Of course shooting down cops is wrong.

But when you look at all of the oppression, it’s not such a shock the frustration boiled over in many American cities in the mid- to late 1960s.

Even the unthinkable act of burning local businesses is understandable, if not justifiable.

Commissions that studied things found that black-owned and black-friendly businesses were spared from looting and worse. Stores well-known for discriminating and worse, did not survive the nights of violence.

I was incredibly young, but I remember my folks, in the exurbs of Medina County, fearing that “race riots” would destroy downtown Akron, where my dad worked.

After Glenville, my folks pretty much stopped going to the great museums, the zoo, West Side Market, lakefront, ethnic villages, playhouse row and other cultural amenities of what once was the prosperous sixth largest city in America.

Infrequent trips to see the Indians or Browns – in a cavernous old stadium cut off from the rest of town by a lakefront freeway – were judged safe because you didn’t have to drive through a (black) East Side neighborhood, nor did you have to walk through downtown.

Still, the journey from freeway to the big surface lot next to the stadium on Lake Erie were met with much fear.

Doors on the family Chevy were locked tight.

My brother and I were give the head's up that dad might drive through a red light -- even in daylight, if he saw a menacing (black) person approaching. 

Of course, my stiff, bigoted parents’ aversion to the “Mistake on the Lake” made me love Cleveland, warts and all.

The second I got my driver license learner permit and my own car, I was off to explore and photograph every crevice of the city in the summer.

I remember my folks viewing Carl Stokes (first African American elected as mayor of a major city in America) and his brother Louis Stokes (a longtime congress person) as incompetent crooks, if not the devil.

George Forbes, a flawed individual who represented Glenville on the Cleveland City Council and spent more than a decade presiding over the Council, was Satan incarnate.

All of these dims views of diversity were was mixed in with a dose of urban legends of teenage white boys on field trips to Cleveland cultural institutions being stabbed in the gut by "black monster hoodlums" who would slash a belly open to steal a good suburban kid’s lunch money.

Long before the internet, it was impossible to do research to disprove these outlandish tales told to make blacks something less than human.

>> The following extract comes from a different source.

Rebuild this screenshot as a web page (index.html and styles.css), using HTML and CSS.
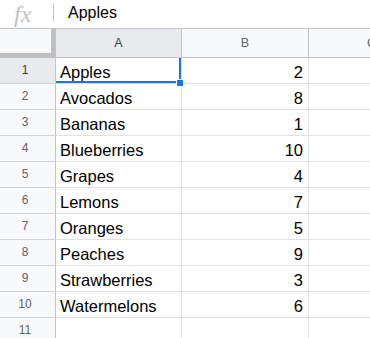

Certainly, events in Watts, Detroit, Chicago and perhaps even Harlem will always take a higher place in the history of the 1960s in racially divided America.

But the Glenville uprising is today, maybe even more than it was exactly a half century ago, a pivotal event in American history.

Robenalt, a Thompson Hine attorney, progressive thinker and author of other historical books, delivers an unflinching, backed by facts, compelling account of what went wrong in Cleveland and why – all things considered – an outbreak of urban guerrilla warfare should have surprised no one.

The engaging book has much about the campaign of Carl Stokes plus pivotal Cleveland visits by Martin Luther King, Malcolm X and Muhammad Ali.

Beyond the loss of life, both police and black nationalists, the biggest tragedy is the collapse of the Cleveland Now program that promised more than one billion dollars of federal and local money to address issues in Glenville and many other neighborhoods on the city’s predominantly black east side.

Fifty years later, with the GOP controlling the White House, Senate, House and strong majority of governor offices in the U.S., the oppressors continue to pretend that the oppressed will do fine and dandy on their own.

Rather than spending billions -- to not only right wrongs of the past, but to also level the playing field so folks in broken neighborhoods can pursue a bright future – the opposite is happening.

Most of those silver spoon “leaders,” born into immense wealth, act like cutting already thread bare programs will some you kindle, not starve out hope that social equity will ever be a reality in America.

Robenalt explores the racial and funding divide in his brilliant book.

For many reasons, including vivid storytelling, Ballots and Bullets: Black Power Politics and Urban Guerrilla Warfare in 1968 Cleveland, is an essential read -- one of the most important books published this year.